Our drive home - to the top of the North Island and then across in the ferry - will be affected though. We love driving up the Kaikoura Coast on the east, through tunnels and along the coast with rocks and seal colonies for miles, but that has been destroyed by cracks and major slips and lifts in the road, and won't be navigable for many months (I would expect). So we will be heading home through the middle of the island, over mountain passes, with an extra few hours on our drive. Minor disruptions to travel plans are nothing in the scheme of things. 

I'll probably blog about our trip later, here and on A Separate Life, but at the moment I'm just grateful for life, and family and friends (all of you included).

07 November, 2016

Appreciating "ouch" moments

Those ghastly "ouch!" moments and meltdowns that we all know so well can, sometimes years later, still occasionally sneak up on us, shaking our confidence and damaging our hopes for continued healing and recovery.

The good news of course is that these meltdowns and painful moments decrease in frequency as we heal, through our own efforts, or through time, or usually a combination of both. So that can make it even more disappointing and upsetting when we get hit unexpectedly. We aren’t expecting it, we are no longer constantly bracing ourselves against the pain, and so we suddenly have to deal with shock and a feeling of failure on top of the usual hurt and loss that hit us in an "ouch" moment.

But even when these come, there is a bright side. I think that the very fact an ouch moment or even a full meltdown can be so unexpected means that by and large we’re doing really well, and have made a lot of progress.

In the midst of an upsetting interlude, though, it is easy to feel that we’ve made no progress at all. But when the storm abates, and the clouds disperse and you can see more clearly again, I hope that you take time to recognise how far you’ve come, and remember to give yourselves a pat on the back. I do.



31 October, 2016

Miscellaneous Thoughts on Microblog Monday

1.   I think my blogging mojo – in fact, my general mojo for life – might be returning. I’m starting to feel it, though there’s no real evidence yet!

2.   My niece stayed with us for the weekend, and we had fun together, watching her favourite Youtube videos (she enjoyed introducing her favourite host to us), baking, going to the museum, cycling around the harbour, and going to a movie.

3.   We went for sushi (her favourite lunch) after the movie Storks, and as we chatted about it, my husband surprised me by saying, “if only storks really did deliver babies, then we could have had one.” There’s my warning – beware the ouch moments if you’re going to watch the movie.

4.   I heard a comedienne talking on the radio this morning, talking about a miscarriage, and saying, “no-one talks about miscarriage, but when I mention ours, all these people who have experienced them come out of the woodwork, so we should talk about them more.”
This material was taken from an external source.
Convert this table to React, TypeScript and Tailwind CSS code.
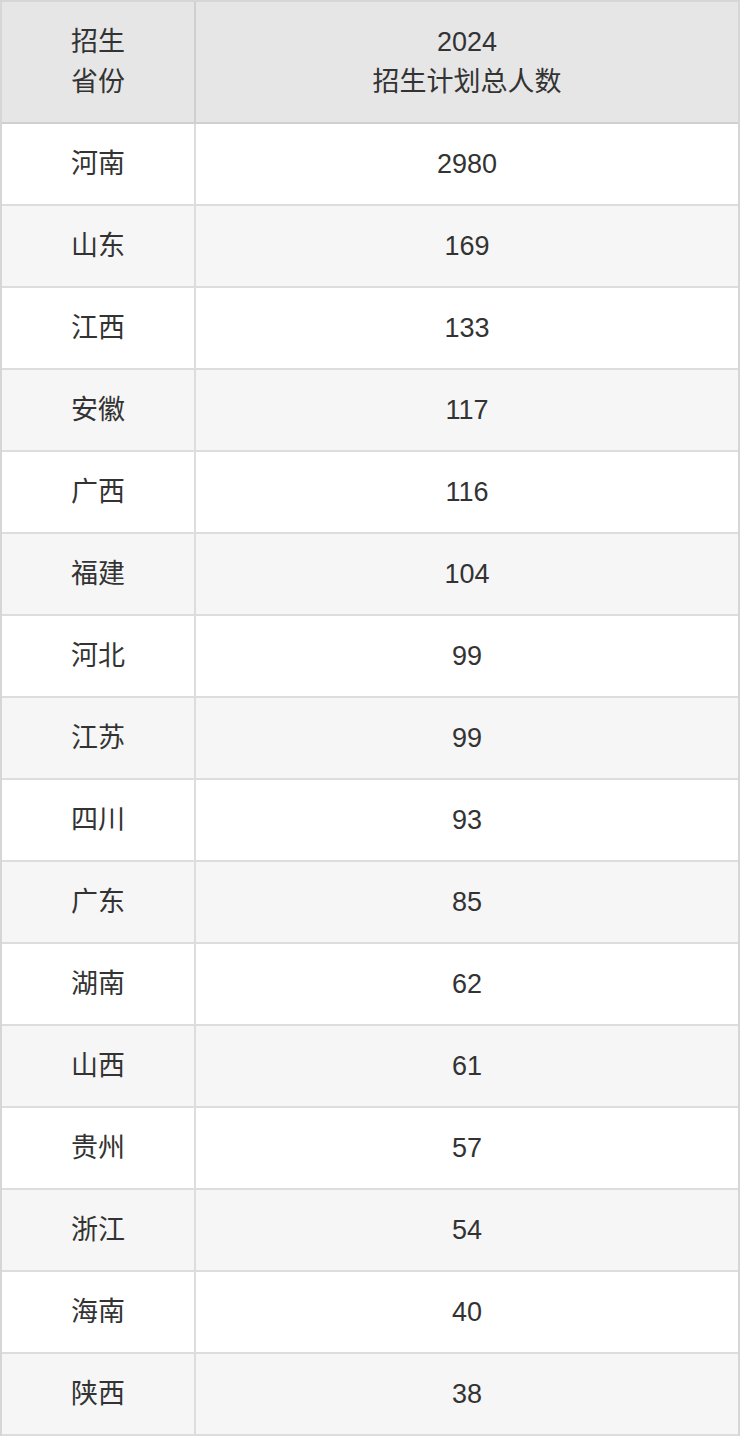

5.   Different Shores recently wrote an excellent post about the limbo of infertility and the need to take back her life, and it reminded me of the years when I had to travel internationally for business when I felt that my life was on hold - I couldn’t plan for events or outings with friends or family much in advance, in case I had to be away - and how that ran for several years, then overlapped for several more years with infertility and loss (absences don’t help when you’re trying to conceive!), and then eventually the limbo of infertility took over.  Just before my final IVF, I remember thinking about what life might be like afterwards if we didn’t get pregnant, thinking that I might finally get my life back and be able to plan and look forward again, and (for a short time) I felt an overwhelming sense of relief and freedom. Whilst I wasn't able to get out of limbo during infertility, it helped to remember how good that relief felt for that very short time, and to know that there was something good waiting for me at the end.




25 October, 2016

No regrets. Boom boom!

Last week, when I made a quip in my Microblog Mondays post, I finished the sentence with “boom boom!” and then asked if anyone got the reference. It probably wasn’t entirely fair, because I suspect only Commonwealth (and maybe only UK, Aus and NZ) countries might have seen the old series with Basil Brush. I used to watch it as a child, and had pretty much forgotten about him until that “boom boom!” just appeared out of nowhere.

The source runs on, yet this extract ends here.